David is keen to credit Patrick Doherty (Sean), who worked with him for over 40 years, up until his retirement last year.

“He was with me for a very, very long time and gave me 40 years of loyal service. I really can’t thank him enough,” he said.

David said fashion was “very basic” when he first started out in the business.

“You had about three colours of trousers, a pair of jeans for working and maybe a Wrangler jean. Everything was much simpler and more minimal.

“Years later, during the time of the Celtic Tiger, when money was plentiful, boys would come in on a Friday, maybe on their way home from Dublin. They’d buy a t-shirt, jeans and boots.

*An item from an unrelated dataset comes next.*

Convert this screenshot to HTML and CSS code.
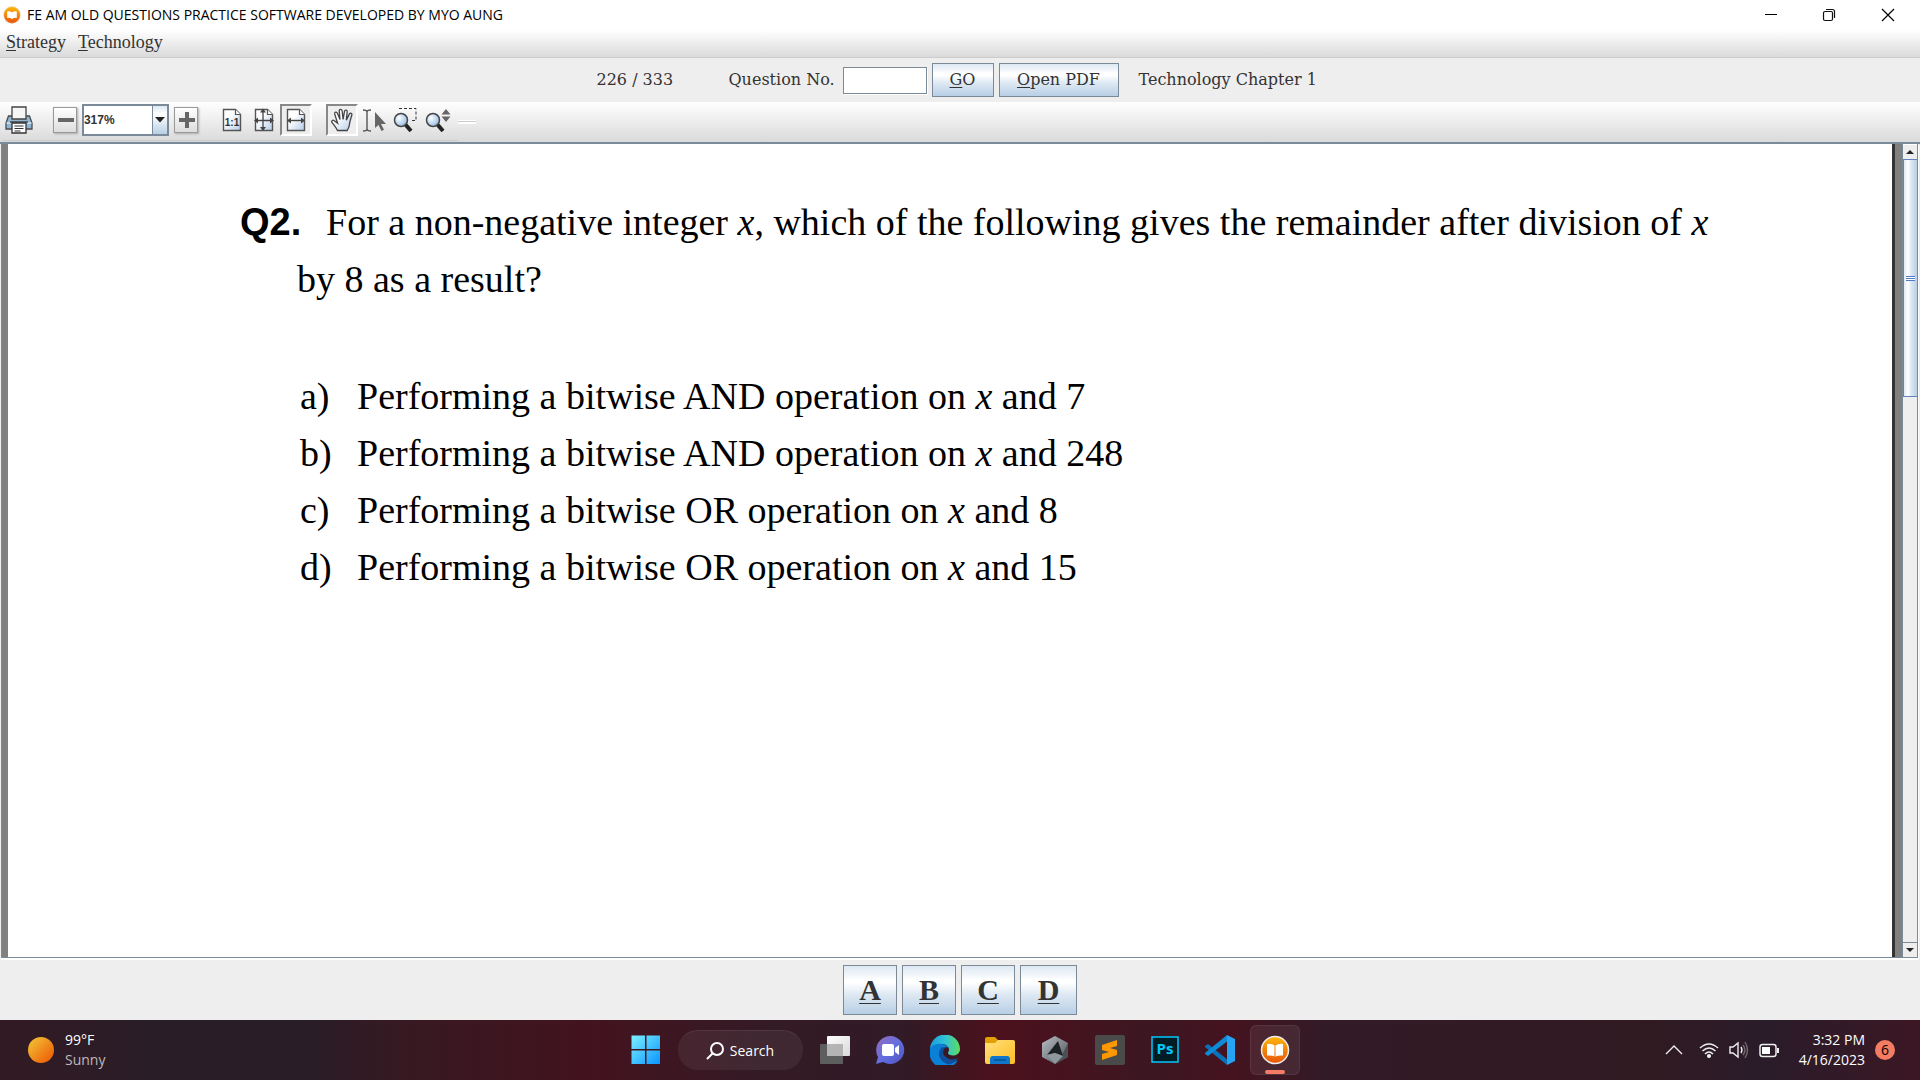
FILE: index.html
```html
<!DOCTYPE html>
<html lang="en">
<head>
<meta charset="utf-8">
<title>FE AM OLD QUESTIONS PRACTICE SOFTWARE DEVELOPED BY MYO AUNG</title>
<link rel="stylesheet" href="styles.css">
</head>
<body>
<svg class="defs" aria-hidden="true">
  <defs>
    <linearGradient id="paper" x1="0" y1="0" x2="1" y2="1"><stop offset=".35" stop-color="#fff"/><stop offset="1" stop-color="#b4cbe8"/></linearGradient>
    <radialGradient id="lens" cx=".35" cy=".35" r=".75"><stop offset="0" stop-color="#fff"/><stop offset="1" stop-color="#8db8e4"/></radialGradient>
    <linearGradient id="orange" x1="0" y1="0" x2="0" y2="1"><stop offset="0" stop-color="#ffb70a"/><stop offset="1" stop-color="#e85306"/></linearGradient>
    <linearGradient id="win" x1="0" y1="0" x2="1" y2="1"><stop offset="0" stop-color="#7cf0ff"/><stop offset="1" stop-color="#0a95ff"/></linearGradient>
    <linearGradient id="sun" x1="0" y1="0" x2="1" y2="1"><stop offset=".1" stop-color="#f2be34"/><stop offset=".8" stop-color="#ee6a0c"/></linearGradient>
    <linearGradient id="chat" x1="0" y1="0" x2="1" y2="1"><stop offset="0" stop-color="#9a68b8"/><stop offset=".5" stop-color="#6470e0"/><stop offset="1" stop-color="#5050c0"/></linearGradient>
    <linearGradient id="edge1" x1="0" y1=".5" x2="1" y2=".5"><stop offset="0" stop-color="#1c9bdc"/><stop offset=".5" stop-color="#2fc3d8"/><stop offset="1" stop-color="#5fdc5c"/></linearGradient>
    <linearGradient id="folder" x1="0" y1="0" x2="1" y2="1"><stop offset="0" stop-color="#ffe07a"/><stop offset="1" stop-color="#ffbd25"/></linearGradient>
    <linearGradient id="cube" x1="0" y1="0" x2="1" y2="1"><stop offset="0" stop-color="#b9c0c6"/><stop offset="1" stop-color="#4b5157"/></linearGradient>
    <linearGradient id="gray" x1="0" y1="0" x2="1" y2="1"><stop offset="0" stop-color="#fff"/><stop offset="1" stop-color="#d8d8d8"/></linearGradient>
  </defs>
</svg>

<div class="app">
  <header class="titlebar">
    <svg class="app-icon" viewBox="0 0 30 30" aria-hidden="true"><circle cx="15" cy="15" r="14" fill="url(#orange)" stroke="#e8e2dd"/><path d="M7 9q4-1 8 1.500Q19 8 23 9V20q-4-1-8 1.500Q11 19 7 20z" fill="#fff"/></svg>
    <h1 class="title">FE AM OLD QUESTIONS PRACTICE SOFTWARE DEVELOPED BY MYO AUNG</h1>
    <div class="window-controls">
      <button class="win-btn" aria-label="Minimize"><svg width="14" height="14" viewBox="0 0 14 14"><path d="M1 6.500h12" stroke="#000"/></svg></button>
      <button class="win-btn" aria-label="Restore"><svg width="14" height="14" viewBox="0 0 14 14" fill="none" stroke="#111" stroke-width="1.200"><rect x="1.500" y="3.500" width="9" height="9" rx="1.500"/><path d="M4 1.500h6.500q2 0 2 2V10"/></svg></button>
      <button class="win-btn" aria-label="Close"><svg width="14" height="14" viewBox="0 0 14 14"><path d="M1 1l12 12M13 1L1 13" stroke="#000" stroke-width="1.200"/></svg></button>
    </div>
  </header>

  <nav class="menubar">
    <a href="#strategy"><u>S</u>trategy</a>
    <a href="#technology"><u>T</u>echnology</a>
  </nav>

  <section class="question-bar">
    <span class="counter">226 / 333</span>
    <label for="qno">Question No.</label>
    <input id="qno" class="qno" type="text">
    <button class="metal-btn go"><u>G</u>O</button>
    <button class="metal-btn open-pdf"><u>O</u>pen PDF</button>
    <span class="chapter">Technology Chapter 1</span>
  </section>

  <div class="toolbar">
    <div class="tools">
      <button class="tool print" aria-label="Print"><svg width="30" height="30" viewBox="0 0 30 30"><path d="M4.500 11h21l2.500 7v6H2v-6z" fill="#8fb5d2" stroke="#474b50" stroke-width="1.300"/><path d="M8 2h14v12H8z" fill="#f6f6f6" stroke="#444" stroke-width="1.300"/><path d="M2.500 18h25" stroke="#d5e5f1" stroke-width="1.500"/><path d="M6 17h18" stroke="#444" stroke-width="1.500"/><path d="M8 18h14v10H8z" fill="#fff" stroke="#333" stroke-width="1.300"/><path d="M10.500 21h9M10.500 23.500h9M10.500 26h6" stroke="#333"/></svg></button>
      <button class="zoom-btn zoom-out" aria-label="Zoom out"><svg width="24" height="24" viewBox="0 0 24 24"><path d="M4 12h16" stroke="#666" stroke-width="4"/></svg></button>
      <div class="combo">
        <input class="combo-text" type="text" value="317%" aria-label="Zoom level">
        <button class="combo-arrow" aria-label="Choose zoom"><svg width="12" height="6" viewBox="0 0 12 6"><path d="M1 0h10L6 5.500z" fill="#222"/></svg></button>
      </div>
      <button class="zoom-btn" aria-label="Zoom in"><svg width="24" height="24" viewBox="0 0 24 24"><path d="M4 12h16M12 4v16" stroke="#666" stroke-width="4"/></svg></button>
      <div class="group">
        <button class="tool" aria-label="Actual size"><svg width="28" height="28" viewBox="0 0 28 28"><path d="M5.500 3.500h12l5 5v16h-17z" fill="url(#paper)" stroke="#555" stroke-width="1.400"/><path d="M17.500 3.500v5h5" fill="#fff" stroke="#555" stroke-width="1.200"/><text x="14" y="20" class="ratio">1:1</text></svg></button>
        <button class="tool" aria-label="Fit page"><svg width="28" height="28" viewBox="0 0 28 28"><path d="M5.500 3.500h12l5 5v16h-17z" fill="url(#paper)" stroke="#555" stroke-width="1.400"/><path d="M17.500 3.500v5h5" fill="#fff" stroke="#555" stroke-width="1.200"/><path d="M6 14.500h16M13 5v18" stroke="#444" stroke-width="1.300"/><path d="M4 14.500l4-3v6zM24 14.500l-4-3v6zM13 2.500l-3 4h6zM13 25l-3-4h6z" fill="#444"/></svg></button>
        <button class="tool pressed" aria-label="Fit width"><svg width="28" height="28" viewBox="0 0 28 28"><path d="M5.500 3.500h12l5 5v16h-17z" fill="url(#paper)" stroke="#555" stroke-width="1.400"/><path d="M17.500 3.500v5h5" fill="#fff" stroke="#555" stroke-width="1.200"/><path d="M8 14.500h12" stroke="#444" stroke-width="1.400"/><path d="M5 14.500l4-3v6zM23 14.500l-4-3v6z" fill="#444"/></svg></button>
      </div>
      <div class="group">
        <button class="tool pressed" aria-label="Pan"><svg width="28" height="28" viewBox="0 0 28 28"><path d="M9.500 24.500C8 21 5 18 3.800 16.200c-.8-1.500 1-2.700 2.500-1.500l3.300 2.600L6.700 8c-.5-2 2-2.600 2.700-.8l2.600 6.300-.8-8.700c0-2 2.700-2 2.900 0l1 8.500 1.400-8c.5-1.900 3-1.400 2.700.5l-.9 8.300 3-6c1-1.700 3.200-.7 2.500 1.100-1 3.300-2 5.500-2.300 9-.2 2.800-1.300 4.500-2.300 6.300z" fill="url(#paper)" stroke="#444" stroke-width="1.300"/></svg></button>
        <button class="tool" aria-label="Select text"><svg width="28" height="28" viewBox="0 0 28 28"><path d="M3 4q4 0 4 2 0-2 4-2M7 6v17M3 25q4 0 4-2 0 2 4 2" fill="none" stroke="#555" stroke-width="1.400"/><path d="M15 6v16l3.500-3 3 6 2.500-1.300-3-5.700h5z" fill="#666"/></svg></button>
        <button class="tool" aria-label="Zoom to selection"><svg width="28" height="28" viewBox="0 0 28 28"><path d="M7 2.500h17v12h-6" fill="none" stroke="#333" stroke-dasharray="3 2"/><path d="M13 18l6 7" stroke="#222" stroke-width="4"/><circle cx="9" cy="14" r="6.500" fill="url(#lens)" stroke="#444" stroke-width="1.500"/></svg></button>
        <button class="tool" aria-label="Dynamic zoom"><svg width="28" height="28" viewBox="0 0 28 28"><path d="M13 18l6 7" stroke="#222" stroke-width="4"/><circle cx="9" cy="14" r="6.500" fill="url(#lens)" stroke="#444" stroke-width="1.500"/><path d="M17.500 8.500L22 3l4.500 5.500zM17.500 10.500h9L22 16z" fill="#666"/></svg></button>
      </div>
    </div>
    <div class="handle"></div>
  </div>

  <main class="viewer">
    <article class="page">
      <p class="question"><b class="qnum">Q2.</b>For a non-negative integer <i>x</i>, which of the following gives the remainder after division of <i>x</i><br>by 8 as a result?</p>
      <ol class="choices">
        <li><span>a)</span>Performing a bitwise AND operation on <i>x</i> and 7</li>
        <li><span>b)</span>Performing a bitwise AND operation on <i>x</i> and 248</li>
        <li><span>c)</span>Performing a bitwise OR operation on <i>x</i> and 8</li>
        <li><span>d)</span>Performing a bitwise OR operation on <i>x</i> and 15</li>
      </ol>
    </article>
    <div class="scrollbar">
      <button class="scroll-btn" aria-label="Scroll up"><svg width="8" height="4" viewBox="0 0 8 4"><path d="M0 4l4-4 4 4z" fill="#222"/></svg></button>
      <div class="track"><div class="thumb"><span class="grip"></span></div></div>
      <button class="scroll-btn down" aria-label="Scroll down"><svg width="8" height="4" viewBox="0 0 8 4"><path d="M0 0l4 4 4-4z" fill="#222"/></svg></button>
    </div>
  </main>

  <section class="answers">
    <button class="metal-btn answer">A</button>
    <button class="metal-btn answer">B</button>
    <button class="metal-btn answer">C</button>
    <button class="metal-btn answer">D</button>
  </section>
</div>

<footer class="taskbar">
  <div class="weather">
    <svg width="26" height="26" viewBox="0 0 26 26" aria-hidden="true"><circle cx="13" cy="13" r="13" fill="url(#sun)"/></svg>
    <div><div>99°F</div><div class="muted">Sunny</div></div>
  </div>
  <div class="dock">
    <button class="dock-btn" aria-label="Start"><svg width="30" height="30" viewBox="0 0 30 30"><path d="M.500.500H14V14H.500zM15.500.500H29V14H15.500zM.500 15.500H14V29H.500zM15.500 15.500H29V29H15.500z" fill="url(#win)"/></svg></button>
    <button class="search"><svg width="18" height="18" viewBox="0 0 18 18" fill="none" stroke="#fff" stroke-width="2"><circle cx="11" cy="7" r="6"/><path d="M7 11l-6 6"/></svg>Search</button>
    <button class="dock-btn" aria-label="Task view"><svg width="30" height="30" viewBox="0 0 30 30"><rect y="9" width="23" height="20" rx="1" fill="#5e5e5e"/><rect x="7" y="1" width="23" height="20" rx="1" fill="url(#gray)"/><path d="M7 9h16v12H7z" fill="#b4b4b4"/></svg></button>
    <button class="dock-btn" aria-label="Chat"><svg width="30" height="30" viewBox="0 0 30 30"><path d="M15 1a14 14 0 1 1-7 26l-7 2 2-7A14 14 0 0 1 15 1z" fill="url(#chat)"/><rect x="7" y="9" width="12" height="12" rx="2" fill="#fff"/><path d="M20 13l4-3v10l-4-3z" fill="#fff"/></svg></button>
    <button class="dock-btn" aria-label="Edge"><svg width="30" height="30" viewBox="0 0 30 30"><path d="M0 15A15 15 0 0 1 30 14c0 4-3 6.500-7 6.500-3 0-5-1-5-2.500 0-1 1-1.500 1-3.500 0-3-3-5.500-7-5.500-6 0-10 3-12 6z" fill="url(#edge1)"/><path d="M0 15C1 10 7 8 12 9c3 .5 6 2 7 4-4-2-9 1-8 6 1 5 6 8 11 8 2 0 4-.5 6-2A15 15 0 0 1 0 15z" fill="#0a80d6"/><path d="M12 12c-3 3-4 7-2 11s6 6 9 6.500c4-1 7-3 9-6.500-4 2-9 2-12-1-3-2-4-6-1-9z" fill="#0c509e"/></svg></button>
    <button class="dock-btn" aria-label="File Explorer"><svg width="30" height="30" viewBox="0 0 30 30"><path d="M0 4q0-2 2-2h8l4 4h14q2 0 2 2v5H0z" fill="#e2a008"/><path d="M0 8h10l3-3h15q2 0 2 2v20q0 2-2 2H2q-2 0-2-2z" fill="url(#folder)"/><path d="M5 29v-5q0-3 3-3h14q3 0 3 3v5z" fill="#0f76cc"/><path d="M9 25h12" stroke="#07508e" stroke-width="1.500"/></svg></button>
    <button class="dock-btn" aria-label="3D cube"><svg width="30" height="30" viewBox="0 0 30 30"><path d="M15 1l13 7v14l-13 7-13-7V8z" fill="url(#cube)"/><path d="M28 8v14l-13 7 7-9z" fill="#4a5056"/><path d="M7 20L18 6l5 15-8-3z" fill="#1d2125"/><path d="M7 20l8-2 8 3-8 8z" fill="#8f979e"/></svg></button>
    <button class="dock-btn" aria-label="Sublime Text"><svg width="30" height="30" viewBox="0 0 30 30"><rect width="30" height="30" rx="2" fill="#4a4a4a"/><path d="M7 10l15-5v6l-7 2 7 2v5L7 25v-6l7-2-7-2z" fill="#ff9800"/></svg></button>
    <button class="dock-btn" aria-label="Photoshop"><svg width="30" height="30" viewBox="0 0 30 30"><rect x="2" y="2" width="26" height="25" fill="#001d26" stroke="#00c8ff" stroke-width="1.500"/><text x="15" y="19" class="ps">Ps</text></svg></button>
    <button class="dock-btn" aria-label="Visual Studio Code"><svg width="30" height="30" viewBox="0 0 30 30"><path d="M0 11l3-2 20 16-1 5L0 12z" fill="#0a70b8"/><path d="M0 19l3 2L24 5 22 0 0 18z" fill="#0f8ad6"/><path d="M22 0l8 4v22l-8 4z" fill="#25a3f4"/></svg></button>
    <button class="dock-btn active" aria-label="Practice software"><svg width="30" height="30" viewBox="0 0 30 30"><circle cx="15" cy="15" r="13.500" fill="url(#orange)" stroke="#eee" stroke-width="1.500"/><path d="M7 9q4-1 7.500 1.500V21.500Q11 20 7 20.500zM23 9q-4-1-7.500 1.500V21.500Q19 20 23 20.500z" fill="#fff"/></svg></button>
  </div>
  <div class="tray">
    <svg width="18" height="20" viewBox="0 0 18 20" fill="none" stroke="#eee" stroke-width="1.400"><path d="M1 14l8-8 8 8"/></svg>
    <svg class="wifi" width="20" height="20" viewBox="0 0 20 20" fill="none" stroke="#eee" stroke-width="1.500"><path d="M1 8q9-8 18 0M3.500 11q6.500-6 13 0M6 14q4-4 8 0"/><circle cx="10" cy="16" r="1.300" fill="#fff"/></svg>
    <svg width="20" height="20" viewBox="0 0 20 20" fill="none" stroke="#eee" stroke-width="1.400"><path d="M1 7h3l5-4v14l-5-4H1z"/><path d="M12 7q2 3 0 6"/><path d="M14 5q4 5 0 10M16 2q5 8 0 16" stroke="#75686f"/></svg>
    <svg width="20" height="20" viewBox="0 0 20 20"><rect x="1" y="4.500" width="16" height="12" rx="2.500" fill="none" stroke="#eee" stroke-width="1.500"/><rect x="3" y="7" width="8" height="7" fill="#fff"/><path d="M18 8h2v5h-2z" fill="#eee"/></svg>
    <div class="clock"><div>3:32 PM</div><div>4/16/2023</div></div>
    <span class="badge">6</span>
  </div>
</footer>
</body>
</html>
```
FILE: styles.css
```css
* { box-sizing: border-box; }

body {
  margin: 0;
  min-height: 100vh;
  display: flex;
  flex-direction: column;
  background: #eee;
  color: #333;
  font-family: "Open Sans", sans-serif;
}

button, input { font: inherit; color: inherit; border: 0; padding: 0; margin: 0; background: none; border-radius: 0; }
svg { display: block; flex: none; }
.defs { position: absolute; width: 0; height: 0; }

.app { flex: 1; display: flex; flex-direction: column; }

/* Title bar */
.titlebar { display: flex; align-items: center; height: 30px; padding-left: 3px; background: #fff; color: #000; }
.app-icon { width: 18px; height: 18px; }
.title { margin: 0 0 0 6px; flex: 1; font-size: 14px; font-weight: 400; line-height: 20px; }
.window-controls { display: flex; }
.win-btn { width: 58px; height: 28px; display: grid; place-items: center; }
.win-btn:last-child { width: 60px; margin-right: 2px; }

/* Menu bar */
.menubar {
  display: flex;
  gap: 12px;
  height: 28px;
  padding: 0 6px;
  border-bottom: 1px solid #ccc;
  background: linear-gradient(#fff, #dadada);
  font: 18px/24px "Liberation Serif", serif;
}
.menubar a { color: #333; text-decoration: none; }

/* Question navigation */
.question-bar {
  display: flex;
  justify-content: center;
  align-items: center;
  gap: 5px;
  height: 44px;
  font: 16px/24px "DejaVu Serif", serif;
}
.counter { width: 127px; }
.question-bar label { width: 109px; white-space: nowrap; }
.qno { width: 84px; height: 27px; padding: 0 4px; border: 1px solid #7a8a99; background: #fff; box-shadow: 1px 1px #fff; }
.metal-btn {
  border: 1px solid #7a8a99;
  background: linear-gradient(#dde8f3, #fff 30%, #fff 35%, #dde8f3 60%, #b8cfe5);
}
.go { width: 62px; height: 34px; }
.open-pdf { width: 120px; height: 34px; }
.chapter { width: 185px; margin-left: 15px; white-space: nowrap; }

/* Viewer toolbar */
.toolbar {
  display: flex;
  align-items: center;
  height: 42px;
  padding-left: 2px;
  border-bottom: 2px solid #7a8a99;
  background: linear-gradient(#fff, #dadada);
}
.tools { display: flex; align-items: center; height: 38px; width: 456px; padding: 0 4px 3px 2px; border-bottom: 1px solid #ccc; }
.group { display: flex; }
.group + .group { margin-left: 14px; }
.tool { width: 32px; height: 32px; display: grid; place-items: center; }
.tool.pressed { border: 2px solid #fff; border-top-color: #888; border-left-color: #888; background: #eee; }
.zoom-btn { width: 24px; height: 26px; display: grid; place-items: center; border: 1px solid #999; background: linear-gradient(#fff, #ddd); box-shadow: 1px 1px 2px #aaa; }
.zoom-out { margin-left: 18px; }
.combo { display: flex; width: 90px; height: 32px; margin: 0 5px; border: 2px solid #7a8a99; background: #fff; }
.combo-text { width: 68px; font: bold 12px/16px "Liberation Sans", sans-serif; }
.combo-arrow { flex: 1; display: grid; place-items: center; border-left: 1px solid #7a8a99; background: linear-gradient(#dde8f3, #fff 30%, #b8cfe5); }
.combo + .zoom-btn { margin-right: 18px; }
.ratio { font: bold 10px "Liberation Sans", sans-serif; fill: #333; text-anchor: middle; }
.handle { width: 18px; height: 4px; border-top: 1px solid #fff; border-bottom: 2px solid #fff; background: #ccc; }

/* Document viewer */
.viewer {
  flex: 1;
  display: flex;
  margin: 0 2px 2px 1px;
  border: 1px solid #7a8a99;
  border-top: 0;
  background: #808080;
  box-shadow: 1px 1px #fff, 0 2px #fff;
}
.page {
  flex: 1;
  margin: 0 7px 0 6px;
  padding: 50px 0 50px 232px;
  border-right: 3px solid #333;
  background: #fff;
  color: #000;
  font: 38px/57px "Liberation Serif", serif;
}
.question { margin: 0; padding-left: 57px; text-indent: -57px; white-space: nowrap; }
.qnum { display: inline-block; width: 86px; text-indent: 0; font-family: "Liberation Sans", sans-serif; }
.choices { margin: 60px 0 0 60px; padding: 0; list-style: none; }
.choices span { display: inline-block; width: 57px; }

.scrollbar { display: flex; flex-direction: column; width: 15px; border-left: 1px solid #7a8a99; background: #eee; }
.scroll-btn { height: 15px; display: grid; place-items: center; border-top: 1px solid #fff; background: #eee; }
.scroll-btn.down { border-top: 1px solid #7a8a99; }
.track { flex: 1; }
.thumb { height: 30%; min-height: 238px; display: grid; place-items: center; border: 1px solid #6382bf; border-right: 0; background: linear-gradient(90deg, #dde8f3, #fff 30%, #dde8f3 55%, #b8cfe5); }
.grip { width: 9px; height: 5px; border-top: 1px solid #5078c8; border-bottom: 1px solid #5078c8; background: linear-gradient(#fff 1px, #5078c8 1px, #5078c8 2px, #fff 2px); }

/* Answer buttons */
.answers { display: flex; justify-content: center; align-items: center; gap: 5px; height: 60px; }
.answer { width: 54px; height: 50px; font: bold 30px/36px "Liberation Serif", serif; text-decoration: underline; text-decoration-thickness: 1px; text-underline-offset: 3px; }
.answer:last-child { width: 57px; }
.menubar u, .question-bar u { text-decoration-thickness: 1px; text-underline-offset: 2px; }

/* Taskbar */
.taskbar {
  display: grid;
  grid-template-columns: 1fr auto 1fr;
  align-items: center;
  height: 60px;
  color: #fff;
  font-size: 14px;
  line-height: 20px;
  background: linear-gradient(90deg, #321a24, #291d27 8%, #291d27 16%, #371922 21%, #43131f 31%, #351a25 39%, #301b26 47%, #4c111c 52%, #3c1722 60%, #451320 64%, #321b26 69%, #301a22 86%, #2a1c2a 92%, #3c1724);
}
.weather { display: flex; align-items: center; gap: 11px; padding-left: 28px; }
.muted { color: #bfb8bc; }
.dock { display: flex; align-items: center; gap: 5px; }
.dock-btn { width: 50px; height: 50px; display: grid; place-items: center; border-radius: 6px; }
.dock-btn.active { position: relative; background: #ffffff12; border: 1px solid #ffffff12; }
.dock-btn.active::after { content: ""; position: absolute; bottom: 0; left: 14px; width: 20px; height: 4px; border-radius: 2px; background: #f47c62; }
.search { width: 125px; height: 40px; margin: 0 2px; display: flex; align-items: center; justify-content: center; gap: 6px; border-radius: 20px; background: #ffffff10; border-top: 1px solid #ffffff14; }
.ps { font: bold 15px "Open Sans", sans-serif; fill: #00c8ff; text-anchor: middle; }
.tray { display: flex; align-items: center; justify-content: flex-end; gap: 10px; padding-right: 25px; }
.wifi { margin-left: 6px; }
.clock { width: 76px; text-align: right; white-space: nowrap; }
.badge { width: 20px; height: 20px; border-radius: 50%; background: #f47c62; color: #000; text-align: center; font-size: 14px; }
```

“The following week, they’d come back in wearing the clothes they’d just bought, covered in concrete. And, they’d buy another t-shirt and jeans that week.”

Those boys would leave the shop with their purchases in plastic bags, but that wasn’t always the case.

“There were no plastic bags in the early years,” said David.

“Everything was wrapped up in brown paper, which we’d buy and cut to size. It was then all tied up with a piece of string,”

David said a lot of his customers in the early days would travel to the shop in their tractors or on bikes and he enjoyed heavy trade on mart days.

“There weren’t too many cars back then. About 50% of my customers would be on a bike or tractor or by foot. If you went past the Chapel when Mass was on, there were three times more tractors than cars.

“When we started, the Carn Fair was held four times a year and it was hugely popular. You’d have people selling potatoes, cabbage plants and corn and we’d be very busy.

“When the Carn Mart opened, it was just massive and gave us a lot of trade. It was honestly like a circus coming in.”

David said their busiest day was on a Saturday, when local women would go into Carn on the 7 o’clock bus.

“We opened until 9pm on a Saturday. About 40% of our business would be done on the Saturday. The bus would come in and the ladies would do their shopping. They’d then leave on the bus out again about 9pm. I think the move to more out of town shopping is the biggest change I’ve seen, People are now travelling further afield.”

While many of his customers were ladies, purchasing for the men in their lives, David said he never considered stocking female fashions.

“Definitely not, the men were hard enough to please,” he quipped.

After over four decades in business, David said he is “proud” Mark’s Menswear has stood the test of time.

He said: “We had great customers and I have to thank them. I also have to pay tribute to my wife, Grace, as well as my two sons and daughter who helped out many times.”

David now intends to return the favour, as he reveals some of his retirement will be spent helping out his son, Bryan, in his own business – Cityman in Derry.

The family is also not leaving Carndonagh for good, as Bryan will open his own shop ‘Mark 2 Menswear’ at Supervalu Shopping Centre in the town soon.

“I’ll be helping him out now,” said David.

He added:“I’m also a keen tennis player and play twice a week, so will hopefully increase that. I’m most looking forward to spending more time with my lovely grandchildren.

“As well as that, I’m a keen fruit grower, especially strawberries and also grow a lot of flowers, so those will be the hobbies I want to spend more time on.”

After over 40 years serving the people of Carndonagh, it’s now time for David to quite literally sit back and smell the roses.